China’s financial successes, starting with weathering the 1998 Asian financial crisis and the 2008 global financial crisis, the execution of events like the Beijing Olympics in 2008 and the Shanghai Expo in 2010, contrast with America’s “alarming” deficit, sluggish economic recovery and polarized domestic politics, Mr. Wang says.

He does not address head on the far superior strength of the United States in military weaponry. But he notes that Beijing has developed advanced rocketry and space technology and sophisticated weapons systems without the “United States or the U.S.-led world order'".

Jane Perlez. "Chinese insider offers rare glimpse of U.S.-China frictions." The New York Times. 3 April 2012, in www.nytimes.com.

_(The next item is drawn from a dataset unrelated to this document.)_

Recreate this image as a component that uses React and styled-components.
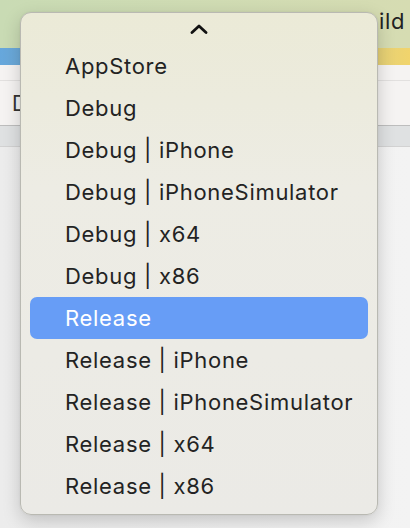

One does not need to be an adherent of the anti-Chinese school of thought, to be less than entirely surprised or impressed with the line of thinking displayed by Peking's leadership as per the New York Times story and the Brookings Institute report upon which it is based. Per se, one would have to be the contemporary policy analyst equivalent of 'eyeless in Gaza', to not have picked-up and or notice the type of semi-triumphalist thinking displayed by PRC elites in the past half dozen years. With in particular, Peking's belligerent tone in disputes over the South China Sea, broadcasting loud and clear that Peking views this disputed issue with its neighbors as something which it cannot compromise on. And en faite, sees no reason to do so. A point of view, which would not have been the case, say circa 1992, or even 2002. That being said, and not gainsaying the empirical fact that within sometime in the next decade, Peking will indeed have a GDP larger, than that of the United States, in purely power-political terms, how much of a 'game-changer' (to employ a contemporary vernacular expression) will this fact be? I for one, am skeptical, that ipso facto this will indeed change the geopolitical landscape either in the Orient, much less elsewhere in the world. Simply put, unless and until, Peking is able to utilize its, admittedly considerable economic wealth (in total, not on a per capita basis), for military purposes, then the fact of American hegemony or neo-hegemony will not change in the least. To put the matter in a clear and comparative perspective, currently, there are only four countries in the world, which possess the following, military capabilities: i) "a nuclear power; ii) with a continuous at-sea deterrent; iii) able to project important sea, air and land forces." And the People's Republic is not one of them 1. In short, while the Brookings Report may perhaps frighten those of a particularly panglossian disposition as it relates to the future behavior and views of the PRC elites, the fact of the matter is that as long as the USA and its allies in the region, do not choose to unilaterally disarm or comply with Peking's, then the current status quo ante will no doubt remain 2.


1. Trevor Taylor. "The Limited Capacity of Management to rescue UK defence policy: a review and a word of caution." International Affairs. (March 2012), p. 235.

2. On this fact, see: Robert Kaplan. "America's Pacific logic." Stratfor: Global Intelligence. 4 April 2012, in www.stratfor.com.